Dr. Mando explains, “by describing, analyzing, and interpreting your artifact(s), you will help [your committee and readers] better understand that artifact, and through that process you must help scholars better understand the theories that drive your research.” “Setting realistic goals” in this portion of the proposal, according to Dr. Pfannenstiel, can shape the outcomes of student success later in the thesis writing process. 

Lastly, you will want to expand on the potential of your work. How will it contribute to the field, shaping and changing the way scholars like you think? If you want to apply to PhD programs, consider including how your thesis research will benefit a particular institution of interest. Dr. Pfannenstiel recommends explaining how your “thesis adds to the on-going academic conversation.” 

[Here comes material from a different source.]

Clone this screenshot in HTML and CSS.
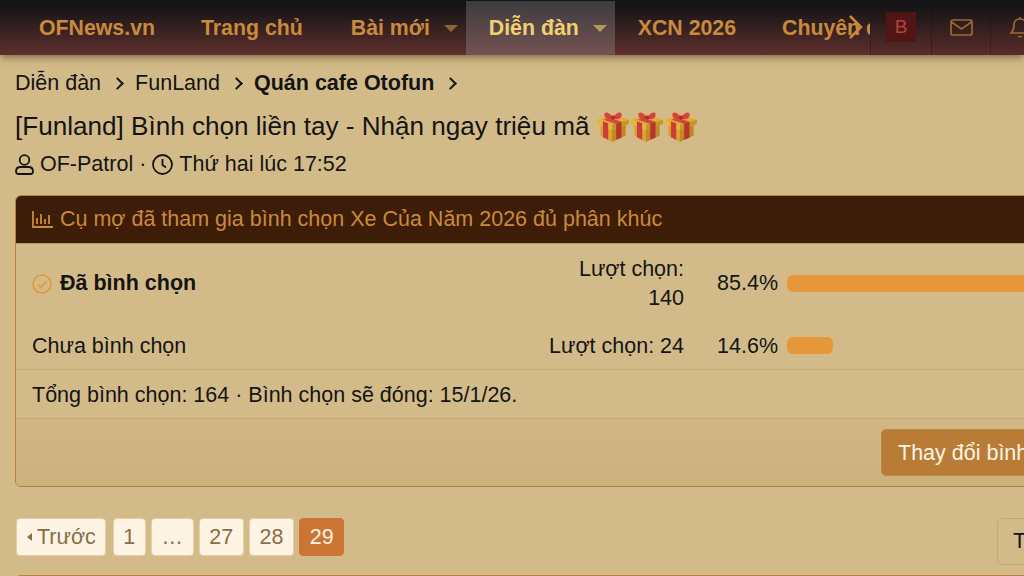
FILE: index.html
```html
<!DOCTYPE html>
<html lang="vi">
<head>
  <meta charset="UTF-8">
  <title>Bình chọn liền tay</title>
  <link rel="stylesheet" href="styles.css">
</head>
<body>
  <svg class="defs" width="0" height="0">
    <symbol id="gift" viewBox="0 0 32 32">
      <path d="M4 12 L15 17 L15 31 L4 25 Z" fill="#dca42e"/>
      <path d="M15 17 L28 12 L28 25 L15 31 Z" fill="#c08a22"/>
      <path d="M1 10 L15 5 L31 10 L31 14 L15 20 L1 14 Z" fill="#e2ae38"/>
      <path d="M1 10 L15 15 L15 20 L1 14 Z" fill="#e6b643"/>
      <path d="M15 15 L31 10 L31 14 L15 20 Z" fill="#c9952a"/>
      <path d="M6.500 11.500 L11.500 13.500 L11.500 29 L6.500 26.500 Z" fill="#cb3f3a"/>
      <path d="M19 13.800 L24 12 L24 27 L19 29 Z" fill="#b9342f"/>
      <path d="M7 10 L19 14 L24 12 L12 8 Z" fill="#cf4a40"/>
      <path d="M16 8 C12 2 7 2 8 6.500 C9 10 13 10 16 9 C19 10 23 10 24 6.500 C25 2 20 2 16 8 Z" fill="#d9433d"/>
      <circle cx="16" cy="8" r="2" fill="#ad2f2a"/>
    </symbol>
  </svg>

  <div class="nav">
    <a class="nav-item">OFNews.vn</a>
    <a class="nav-item">Trang chủ</a>
    <a class="nav-item has-caret nav-new">Bài mới<span class="caret"></span></a>
    <a class="nav-item has-caret active">Diễn đàn<span class="caret"></span></a>
    <a class="nav-item">XCN 2026</a>
    <a class="nav-item">Chuyên đề</a>
    <svg class="nav-more" width="16" height="24" viewBox="0 0 16 24" fill="none" stroke="#c98a3c" stroke-width="2.500">
      <path d="M2 1 L13 12 L2 23"/>
    </svg>
    <div class="nav-user">
      <div class="nav-user-item"><span class="avatar">B</span></div>
      <div class="nav-user-item">
        <svg width="23" height="17" viewBox="0 0 23 17" fill="none" stroke="#9c6a30" stroke-width="1.700">
          <rect x="1" y="1" width="21" height="15" rx="2"/>
          <path d="M1.500 3 L11.500 10 L21.500 3"/>
        </svg>
      </div>
      <div class="nav-user-item">
        <svg width="22" height="22" viewBox="0 0 22 22" fill="none" stroke="#9c6a30" stroke-width="1.700">
          <path d="M2 17 C4 15 5 13 5 9 C5 5.500 7.500 3 11 3 C14.500 3 17 5.500 17 9 C17 13 18 15 20 17 Z"/>
          <path d="M9 20 C10 21 12 21 13 20 M11 1 V3"/>
        </svg>
      </div>
    </div>
  </div>

  <div class="page">
    <div class="breadcrumbs">
      <span>Diễn đàn</span><i class="crumb-sep"></i>
      <span>FunLand</span><i class="crumb-sep"></i>
      <b>Quán cafe Otofun</b><i class="crumb-sep"></i>
    </div>

    <h1 class="title">[Funland] Bình chọn liền tay - Nhận ngay triệu mã
      <span class="gifts">
        <svg width="34" height="34"><use href="#gift"/></svg><svg width="34" height="34"><use href="#gift"/></svg><svg width="34" height="34"><use href="#gift"/></svg>
      </span>
    </h1>

    <div class="meta">
      <svg width="19" height="21" viewBox="0 0 19 21" fill="none" stroke="#141414" stroke-width="1.800">
        <circle cx="9.500" cy="6" r="4.800"/>
        <path d="M1 17.500 C1 14.500 3 13 5.500 13 H13.500 C16 13 18 14.500 18 17.500 C18 19 17 20 15.500 20 H3.500 C2 20 1 19 1 17.500 Z"/>
      </svg>
      <span>OF-Patrol</span>
      <span>·</span>
      <svg width="21" height="21" viewBox="0 0 21 21" fill="none" stroke="#141414" stroke-width="1.800">
        <circle cx="10.500" cy="10.500" r="9.500"/>
        <path d="M10.500 5 V11 L14 13.500"/>
      </svg>
      <span>Thứ hai lúc 17:52</span>
    </div>

    <div class="poll">
      <div class="poll-head">
        <svg width="21" height="17" viewBox="0 0 21 17" fill="none" stroke="#c98a3c" stroke-width="1.800">
          <path d="M1 0 V16 H21 M5 7 V13 M9 3 V13 M13 8 V13 M17 4 V13"/>
        </svg>
        <span>Cụ mợ đã tham gia bình chọn Xe Của Năm 2026 đủ phân khúc</span>
      </div>
      <div class="poll-rows">
        <div class="poll-row tall">
          <div class="poll-answer voted">
            <svg width="20" height="20" viewBox="0 0 20 20" fill="none" stroke="#e5973a" stroke-width="1.500">
              <circle cx="10" cy="10" r="9"/>
              <path d="M6 10.500 L9 13.500 L14.500 7"/>
            </svg>
            <span>Đã bình chọn</span>
          </div>
          <div class="poll-count">Lượt chọn:<br>140</div>
          <div class="poll-pct">85.4%</div>
          <div class="poll-track"><div class="poll-bar"></div></div>
        </div>
        <div class="poll-row">
          <div class="poll-answer">Chưa bình chọn</div>
          <div class="poll-count">Lượt chọn: 24</div>
          <div class="poll-pct">14.6%</div>
          <div class="poll-track"><div class="poll-bar"></div></div>
        </div>
      </div>
      <div class="poll-total">Tổng bình chọn: 164 · Bình chọn sẽ đóng: 15/1/26.</div>
      <div class="poll-foot">
        <button class="btn-primary">Thay đổi bình chọn</button>
      </div>
    </div>

    <div class="page-row">
      <div class="pager">
        <a class="pager-item pager-back"><i class="pager-prev"></i>Trước</a>
        <a class="pager-item">1</a>
        <a class="pager-item">…</a>
        <a class="pager-item">27</a>
        <a class="pager-item">28</a>
        <a class="pager-item current">29</a>
      </div>
      <button class="btn-plain">Trả lời</button>
    </div>

    <div class="next-block"></div>
  </div>
</body>
</html>
```

FILE: styles.css
```css
html, body {
  width: 1024px;
  height: 576px;
  overflow: hidden;
}
body {
  margin: 0;
  font-family: "Liberation Sans", Arial, sans-serif;
  font-size: 21.5px;
  color: #141414;
  background: #d3bb89;
}
.defs {
  display: block;
  height: 0;
}
.nav {
  position: relative;
  z-index: 2;
  display: flex;
  height: 55px;
  padding-left: 16px;
  background: linear-gradient(#141416 10%, #5f2f2d);
  box-shadow: 0 2px 8px rgba(60,40,10,0.6);
  white-space: nowrap;
  overflow: hidden;
}
.nav-item {
  display: flex;
  align-items: center;
  flex: none;
  padding: 1px 23px 0;
  font-size: 21.3px;
  font-weight: 700;
  color: #c98a3c;
}
.nav-item.has-caret {
  padding-right: 8px;
}
.nav-new {
  margin-left: 2px;
}
.nav-item.active {
  margin-top: 1px;
  padding-top: 0;
  color: #f0d070;
  background: linear-gradient(#3c3c3e, #755252);
}
.caret {
  width: 0;
  height: 0;
  margin-left: 14px;
  border-left: 7px solid transparent;
  border-right: 7px solid transparent;
  border-top: 7px solid #8f6535;
}
.active .caret {
  border-top-color: #b39a5c;
}
.nav-more {
  position: absolute;
  left: 848px;
  top: 15px;
}
.nav-user {
  position: absolute;
  left: 870px;
  top: 0;
  display: flex;
  height: 55px;
  background: linear-gradient(#141416 10%, #5a2d2b);
}
.nav-user-item {
  display: flex;
  align-items: center;
  justify-content: center;
  width: 58px;
  padding-bottom: 1px;
  border-left: 1px solid rgba(20,14,14,0.35);
}
.nav-user-item:first-child {
  width: 60px;
}
.avatar {
  width: 30px;
  height: 30px;
  line-height: 30px;
  font-size: 19px;
  text-align: center;
  color: #b5433f;
  background: #4f1615;
}
.page {
  width: 1100px;
  padding-left: 15px;
}
.breadcrumbs {
  display: flex;
  align-items: center;
  height: 53px;
  padding-top: 2px;
}
.crumb-sep {
  width: 7px;
  height: 7px;
  margin: 0 13px 0 12px;
  border-top: 2px solid #141414;
  border-right: 2px solid #141414;
  transform: rotate(45deg);
}
.title {
  display: flex;
  align-items: center;
  gap: 7px;
  margin: 0;
  height: 32px;
  font-size: 26.1px;
  font-weight: 400;
}
.gifts {
  display: flex;
}
.gifts svg {
  display: block;
}
.meta {
  display: flex;
  align-items: center;
  gap: 6px;
  height: 30px;
  margin-top: 7px;
}
.poll {
  width: 1084px;
  margin-top: 16px;
  border: 1px solid #b98039;
  border-radius: 6px;
  overflow: hidden;
}
.poll-head {
  display: flex;
  align-items: center;
  gap: 7px;
  height: 47px;
  padding-left: 16px;
  color: #c98a3c;
  background: #3e1d08;
  border-bottom: 1px solid #bb9a62;
}
.poll-row {
  display: grid;
  grid-template-columns: 470px 198px 103px 1fr;
  align-items: center;
  height: 47px;
}
.poll-row.tall {
  height: 78px;
}
.poll-answer {
  display: flex;
  align-items: center;
  gap: 8px;
  padding: 1px 0 0 16px;
}
.poll-answer.voted {
  font-weight: 700;
}
.poll-count {
  padding-top: 1px;
  line-height: 29px;
  text-align: right;
}
.poll-pct {
  padding: 1px 9px 0 0;
  text-align: right;
}
.poll-track {
  padding-right: 16px;
}
.poll-bar {
  height: 17px;
  width: 46px;
  border-radius: 6px;
  background: #e5973a;
}
.tall .poll-bar {
  width: 100%;
}
.poll-total {
  height: 48px;
  line-height: 50px;
  padding-left: 16px;
  border-top: 1px solid #c6a870;
  border-bottom: 1px solid #c6a870;
}
.poll-foot {
  display: flex;
  height: 67px;
  padding: 10px 0 0 865px;
  box-sizing: border-box;
  background: linear-gradient(#d0b784, #ccb27d);
}
.btn-primary {
  width: 220px;
  height: 47px;
  padding: 2px 0 0 16px;
  font: inherit;
  text-align: left;
  color: #fdf4e6;
  background: #b97c36;
  border: 1px solid #c08a45;
  border-radius: 5px;
}
.page-row {
  display: flex;
  justify-content: space-between;
  margin-top: 31px;
}
.pager {
  display: flex;
  gap: 5.3px;
  margin-left: 1px;
}
.pager-item {
  display: flex;
  align-items: center;
  height: 36px;
  padding: 0 9.5px;
  color: #8a6d42;
  background: #fdf4e6;
  border: 1px solid #e6cfa0;
  border-radius: 4px;
}
.pager-back {
  padding: 0 9px 0 10px;
  margin-right: 1.700px;
}
.pager-prev {
  width: 0;
  height: 0;
  margin-right: 5px;
  border-top: 4px solid transparent;
  border-bottom: 4px solid transparent;
  border-right: 5px solid #8a6d42;
}
.pager-item.current {
  color: #fdf4e6;
  background: #cc7433;
  border-color: #cc7433;
}
.btn-plain {
  width: 118px;
  height: 47px;
  padding: 0 0 0 15px;
  font: inherit;
  text-align: left;
  color: #141414;
  background: #d3bb89;
  border: 1px solid #c9a76b;
  border-radius: 5px;
}
.next-block {
  height: 20px;
  margin-top: 10px;
  border-top: 1px solid #b98039;
  border-radius: 6px 6px 0 0;
}
```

I had hoped to submit my thesis proposal in the summer before my last year of graduate school. I struggled with writer’s block; I knew what I wanted to write about, but I worried about meeting the expectations and standards of my committee. Ultimately, it was Dr. Craven, Professor of English specializing in Film Studies, who suggested I not let page numbers get in the way of telling my committee exactly what I want my thesis to be about. I had no problem expressing myself in person. Why not focus less on expectations and more on content? 

Dr. Craven proposes that students utilize the proposal to engage their committee members before the draft and defense. “By getting the readers’ inputs before your defense,” she says, “you will end up with a better final product and avoid last-minute major concerns.” Consider how the proposal can inspire you, as a student and scholar, “to be more confident in your approach as you enter the thesis defense.”

Be picky. Decide what advice you like and what suggestions work best for your thesis ideas. Then be sure to tailor it to meet your unique needs and your original style. After all, your thesis is about filling the gaps in scholarship with your voice. 

Be flexible. Be open to change. The thesis proposal is merely an outline–a graphic organizer of sorts–to keep you on track and show what your committee members can look forward to reading in your final thesis draft and defense.